Little-Known Places in China to Visit


This is a searing hot desert oasis, and it’s not in Middle-east. This is in China.

Situated in the predominantly Muslim Xinjiang  province, northwestern China, Turpan is home to Uighurs as well as several other minority groups. It boasts of beautiful old architecture, especially the Emin Minaret. Spices, raisins, nuts, handmade knives, and gorgeous fabric will be on your shopping list when you wander through old-styled market.


No, that’s not Russia, that’s a Chinese town 🙂

(People are skiing with chairs! hahaha! Worth to try! I played it once, amazing!)
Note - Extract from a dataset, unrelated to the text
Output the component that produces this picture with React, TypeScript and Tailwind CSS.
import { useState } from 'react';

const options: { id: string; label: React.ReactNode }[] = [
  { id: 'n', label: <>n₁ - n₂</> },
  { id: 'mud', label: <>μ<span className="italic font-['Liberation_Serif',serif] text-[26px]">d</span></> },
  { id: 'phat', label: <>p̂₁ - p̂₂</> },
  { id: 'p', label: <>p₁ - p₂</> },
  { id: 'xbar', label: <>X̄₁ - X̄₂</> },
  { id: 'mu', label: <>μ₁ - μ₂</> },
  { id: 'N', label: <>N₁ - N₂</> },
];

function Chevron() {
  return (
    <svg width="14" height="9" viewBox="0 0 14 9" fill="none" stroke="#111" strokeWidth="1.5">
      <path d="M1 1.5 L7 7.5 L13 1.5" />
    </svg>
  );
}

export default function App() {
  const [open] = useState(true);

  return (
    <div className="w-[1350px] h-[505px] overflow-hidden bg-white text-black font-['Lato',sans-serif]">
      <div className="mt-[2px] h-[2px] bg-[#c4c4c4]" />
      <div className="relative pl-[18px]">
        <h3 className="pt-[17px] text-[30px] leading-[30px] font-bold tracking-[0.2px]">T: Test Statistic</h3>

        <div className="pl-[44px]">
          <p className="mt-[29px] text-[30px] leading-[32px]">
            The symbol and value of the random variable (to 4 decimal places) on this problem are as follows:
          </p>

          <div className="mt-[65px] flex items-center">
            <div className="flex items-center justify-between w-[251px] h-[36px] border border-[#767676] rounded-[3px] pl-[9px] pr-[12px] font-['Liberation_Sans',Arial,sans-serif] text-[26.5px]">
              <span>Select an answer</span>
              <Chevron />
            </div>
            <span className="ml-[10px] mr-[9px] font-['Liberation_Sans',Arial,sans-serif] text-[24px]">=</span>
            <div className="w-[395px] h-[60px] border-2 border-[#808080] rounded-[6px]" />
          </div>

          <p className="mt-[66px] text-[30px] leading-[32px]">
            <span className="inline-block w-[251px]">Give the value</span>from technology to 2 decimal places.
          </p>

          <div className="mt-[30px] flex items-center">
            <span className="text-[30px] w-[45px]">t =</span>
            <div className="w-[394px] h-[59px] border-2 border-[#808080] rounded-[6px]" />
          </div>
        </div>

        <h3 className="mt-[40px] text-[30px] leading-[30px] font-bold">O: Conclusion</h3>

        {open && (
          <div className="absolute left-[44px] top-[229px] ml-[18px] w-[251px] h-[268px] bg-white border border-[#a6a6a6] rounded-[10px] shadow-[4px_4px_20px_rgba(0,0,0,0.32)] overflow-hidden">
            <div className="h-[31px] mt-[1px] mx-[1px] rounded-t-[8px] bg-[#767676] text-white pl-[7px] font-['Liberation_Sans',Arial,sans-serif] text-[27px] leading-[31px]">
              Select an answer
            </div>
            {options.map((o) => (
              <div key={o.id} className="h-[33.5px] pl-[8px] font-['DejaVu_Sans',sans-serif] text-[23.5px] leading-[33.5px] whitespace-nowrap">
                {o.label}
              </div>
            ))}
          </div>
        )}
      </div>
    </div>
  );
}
This is Harbin, capital and largest city of Heilongjiang province, a Northeastern city near Russian border. Harbin serves as a key political, economic, scientific, cultural and communications hub in Northeast China, as well as an important industrial base of the nation. Harbin, which was originally a Manchu word meaning “a place for drying fishing nets”, grew from a small rural settlement on the Songhua River to become one of the largest cities in Northeast China. Founded in 1898 with the coming of the Chinese Eastern Railway, the city first prospered as a region inhabited by an overwhelming majority of the immigrants from the Russian Empire.

Having the most bitterly cold winters among major Chinese cities, Harbin is heralded as the Ice City for its well-known winter tourism and recreations. Harbin is notable for the annual Harbin International Ice and Snow Sculpture Festival in the winter. The most famous Ice and Snow World features illuminated full-size buildings made from blocks of 2–3 feet thick crystal clear ice directly taken from the Songhua River which passes through the city.
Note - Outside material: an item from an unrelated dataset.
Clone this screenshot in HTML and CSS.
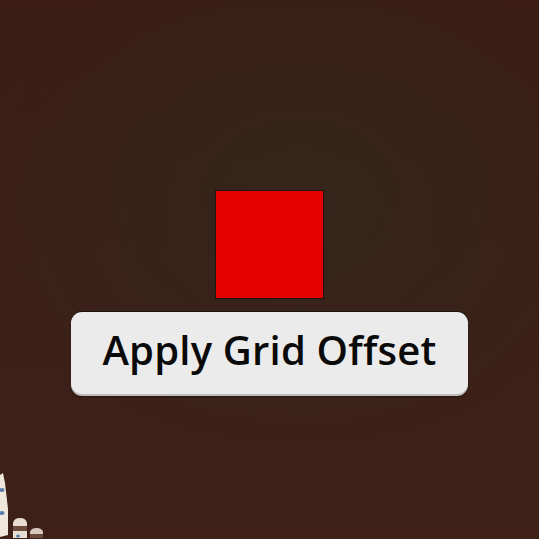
FILE: index.html
```html
<!DOCTYPE html>
<html>
<head>
<meta charset="utf-8">
<link rel="stylesheet" href="styles.css">
</head>
<body>
<main class="stage">
  <div class="square"></div>
  <button class="apply">Apply Grid Offset</button>
</main>
<svg class="decor" width="50" height="70" viewBox="0 0 50 70">
  <path d="M0 6 L3 4 L5 14 L8 40 L8 66 L0 68 Z" fill="#efe6dc"/>
  <ellipse cx="2" cy="21" rx="2.5" ry="2" fill="#5b7fa8"/>
  <ellipse cx="2" cy="44" rx="2.5" ry="2" fill="#5b7fa8"/>
  <path d="M13 69 L13 54 Q14 49 20 49 Q26 49 27 54 L27 69 Z" fill="#e8ddd2"/>
  <rect x="13" y="57" width="14" height="5" fill="#6a4a3a"/>
  <ellipse cx="18" cy="67" rx="2" ry="1.5" fill="#5b7fa8"/>
  <path d="M30 69 L30 63 Q31 59 36.5 59 Q42 59 43 63 L43 69 Z" fill="#d8c8bc"/>
  <rect x="30" y="65" width="13" height="4" fill="#6a4a3a"/>
</svg>
</body>
</html>
```
FILE: styles.css
```css
html, body {
  margin: 0;
  padding: 0;
  width: 539px;
  height: 539px;
  overflow: hidden;
}
body {
  position: relative;
  background:
    radial-gradient(ellipse 320px 260px at 300px 200px, rgba(52,38,26,0.9), rgba(52,38,26,0) 100%),
    linear-gradient(180deg, #3b1d13 0%, #3c2017 50%, #3e2017 100%);
  font-family: "Open Sans", "DejaVu Sans", sans-serif;
}
.stage {
  display: flex;
  flex-direction: column;
  align-items: center;
  padding-top: 190px;
}
.square {
  width: 107px;
  height: 107px;
  background: #e50000;
  border: 1px solid #1e1410;
}
.apply {
  margin-top: 13px;
  width: 397px;
  height: 82px;
  padding: 0 0 8px 0;
  border: none;
  border-radius: 11px;
  background: #ebebeb;
  color: #0a0a0a;
  font-family: "Open Sans", "DejaVu Sans", sans-serif;
  font-weight: 600;
  font-size: 40px;
  letter-spacing: 0.2px;
  box-shadow: 0 2px 0 #bdbdbd, 0 -1px 0 #1e140f, 0 3px 2px rgba(0,0,0,0.35);
  cursor: pointer;
}
.decor {
  position: absolute;
  left: 0;
  bottom: 0;
}
```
Bamiyan Budhhas are gone but These live on in China.

The Longmen Grottoes or Longmen Caves are one of the finest examples of Chinese Buddhist art. Housing tens of thousands of statues of Buddha and his disciples, they are located 7.5 miles south of present-day Luòyáng in Hénán province, China. There are as many as 100,000 statues within the 2,345 caves, ranging from an 1 inch to 57 feet in height. The alternative name of “Dragon’s Gate Grottoes” derives from the resemblance of the two hills that check the flow of the Yi River to the typical “Chinese gate towers” that once marked the entrance to Luoyang from the south.

The earliest history of the creation of Longmen Grottoes is traced to the reign of Emperor Xiaowen of Northern Wei dynasty. Luoyang’s symbolic value is borne by the fact that it served as the historic capital for 13 dynasties. The grottoes were excavated and carved with Buddhist subjects over the period from 493 AD to 1127 AD, in four distinct phases.


A town which has been producing pottery for 1,700 years!

Jingdezhen (or the Town of Jingde) is a prefecture-level city, previously a town, in northeastern Jiangxi province. It has been producing pottery for 1,700 years. During the Han Dynasty, Jingdezhen was known as Xinping. Historical records show that it was during this time that it began to make porcelain. In the Ming and Qing dynasties, it was considered one of China’s four great towns in terms of commercial and industrial importance. Jingdezhen was named one of top 24 national historical and cultural cities of the People’s Republic of China on February 28, 1982.